On another tree I'd probably have cut back to the site of the crack and worked with what was left, but in this case I wasn't happy to do that for a couple of reasons:

  • the crack site was just below the first leaf, meaning I'd have been left with a bare stump
  • as I already have a quirky fig tree I've been working on for some time, my main focus for this one has been on trying to grow fruit. If I'm right about the buds I've seen, cutting back would have delayed my chances of getting fruit.

Although I believed the top half of the tree had little hope of survival, I decided to see if it could be saved.
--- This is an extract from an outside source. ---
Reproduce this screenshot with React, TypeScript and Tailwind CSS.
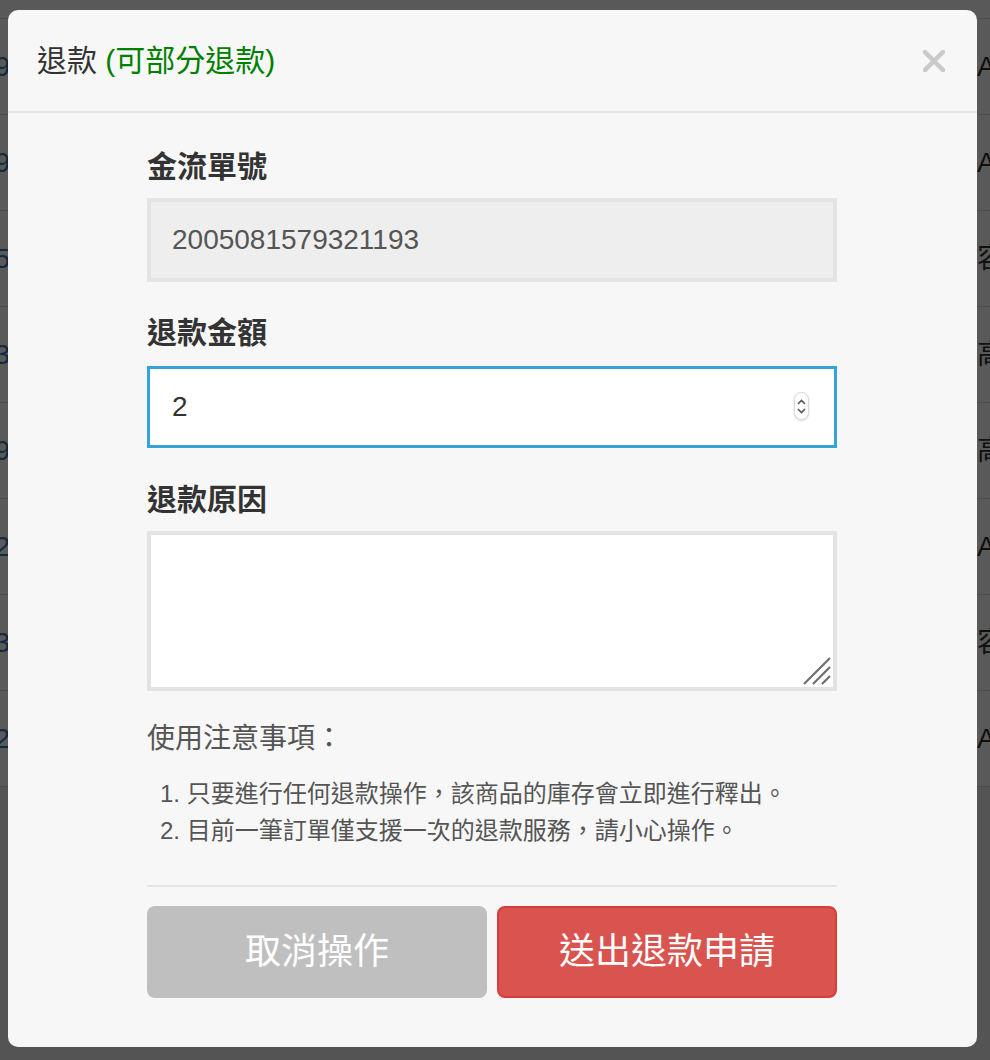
import React from 'react';

const rows = [
  { id: '…2005081579', tail: 'ATM' },
  { id: '…2005081579', tail: 'ATM' },
  { id: '…2005081575', tail: '容易' },
  { id: '…2005081573', tail: '高雄' },
  { id: '…2005081579', tail: '高雄' },
  { id: '…2005081572', tail: 'ATM' },
  { id: '…2005081573', tail: '容易' },
  { id: '…2005081572', tail: 'ATM' },
];

const font = 'font-["Liberation_Sans","Noto_Sans_CJK_TC",sans-serif]';

const App: React.FC = () => {
  return (
    <div className={`relative w-[990px] h-[1060px] overflow-hidden bg-[#f1f1f1] ${font}`}>
      {/* page behind the dialog */}
      <div className="pt-[18px] bg-white border-b border-[#dddddd]">
        {rows.map((r, i) => (
          <div key={i} className="flex items-center justify-between h-[96px] border-t border-[#dddddd]">
            <div className="w-[10px] flex justify-end">
              <span className="whitespace-nowrap text-[28px] text-[#337ab7]">{r.id}</span>
            </div>
            <div className="w-[13px] overflow-visible">
              <span className="whitespace-nowrap text-[28px] text-[#333333]">{r.tail}</span>
            </div>
          </div>
        ))}
      </div>

      {/* backdrop */}
      <div className="absolute inset-0 bg-black/65" />

      {/* dialog */}
      <div className="absolute left-[8px] top-[10px] w-[969px] h-[1037px] rounded-[10px] bg-[#f7f7f7]">
        <div className="flex items-center justify-between h-[103px] pl-[29px] pr-[32px] border-b-2 border-[#e5e5e5]">
          <h2 className="text-[30px] text-[#333333]">
            退款 <span className="text-[#008000]">(可部分退款)</span>
          </h2>
          <svg width="22" height="22" viewBox="0 0 22 22">
            <path d="M2 2L20 20M20 2L2 20" stroke="#c9c9c9" strokeWidth="4.5" strokeLinecap="square" />
          </svg>
        </div>

        <div className="pl-[139px] pr-[140px] pt-[34px]">
          <div className="text-[30px] leading-[40px] font-bold text-[#333333] mb-[11px]">金流單號</div>
          <div className="h-[84px] border-4 border-[#e3e3e3] bg-[#eeeeee] flex items-center pl-[21px] text-[28px] text-[#555555]">
            2005081579321193
          </div>

          <div className="mt-[31px] text-[30px] leading-[40px] font-bold text-[#333333] mb-[13px]">退款金額</div>
          <div className="relative h-[82px] border-[3px] border-[#35a3d8] bg-white flex items-center pl-[22px] text-[28px] text-[#333333]">
            2
            <div className="absolute right-[25px] top-[23px] w-[15px] h-[28px] rounded-full border border-[#d8d8d8] bg-white shadow-[0_1px_2px_rgba(0,0,0,0.15)] flex flex-col items-center justify-center gap-[3px]">
              <svg width="9" height="6" viewBox="0 0 9 6">
                <path d="M1 5L4.5 1.5L8 5" fill="none" stroke="#555" strokeWidth="1.6" />
              </svg>
              <svg width="9" height="6" viewBox="0 0 9 6">
                <path d="M1 1L4.5 4.5L8 1" fill="none" stroke="#555" strokeWidth="1.6" />
              </svg>
            </div>
          </div>

          <div className="mt-[32px] text-[30px] leading-[40px] font-bold text-[#333333] mb-[11px]">退款原因</div>
          <div className="relative h-[160px] border-4 border-[#e3e3e3] bg-white">
            <textarea className="w-full h-full resize-none outline-none bg-transparent" />
            <svg className="absolute right-[2px] bottom-[2px]" width="28" height="28" viewBox="0 0 28 28">
              <path d="M27 1L1 27M27 10L10 27M27 19L19 27" stroke="#6f6f6f" strokeWidth="2.2" />
            </svg>
          </div>

          <div className="mt-[28px] text-[28px] leading-[40px] text-[#555555]">使用注意事項：</div>
          <ol className="mt-[16px] pl-[13px] text-[24px] leading-[37px] text-[#555555]">
            <li>1. 只要進行任何退款操作，該商品的庫存會立即進行釋出。</li>
            <li>2. 目前一筆訂單僅支援一次的退款服務，請小心操作。</li>
          </ol>

          <div className="mt-[36px] border-t-2 border-[#e5e5e5]" />

          <div className="mt-[19px] flex gap-[10px]">
            <button className="w-[340px] shrink-0 h-[92px] rounded-[8px] bg-[#bfbfbf] text-white text-[36px]">取消操作</button>
            <button className="w-[340px] shrink-0 h-[92px] rounded-[8px] bg-[#d9534f] border-2 border-[#d43f3a] text-white text-[36px]">
              送出退款申請
            </button>
          </div>
        </div>
      </div>
    </div>
  );
};

export default App;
I manipulated the wire to bring the two sides of the crack together, then sealed it with Kiyonal paste.

By the next day the leaf at the site of the crack was starting to dry up and a few days later it fell off but, remarkably, that was the only sign of distress the tree ever showed.

January 2018 - three weeks after the "accident"

Now, three weeks later, there is new growth at the apex, but more importantly it's starting to develop new branches both above and below the crack.

Crack site - new growth is visible at the bottom

It seems that damaging the trunk was actually a blessing in disguise.

(*) I'm certain that somebody will be wondering why I started with such a thin cutting, so let me explain.

The cutting my neighbour gave me was actually big and thick, with too many branches to fit into any pot I owned, so I cut it into several pieces in a variety of sizes, hoping that the thicker ones would root. In time they may have done if we hadn't been hit by what I believed was a severe drought, but was actually relatively minor compared to the drought that is still taking its toll on other parts of South Africa.

When water restrictions were imposed I decided it was time to dispose of whatever was not alive, so I pulled most of the cuttings out of their pots. Sadly one of the thickest ones was just starting to root, but my attempts to save it were unsuccessful. Only this one skinny one survived.

I still hope to get a better fig cutting one day but for now I'm hoping that this one will fatten up. Maybe those extra branches will help.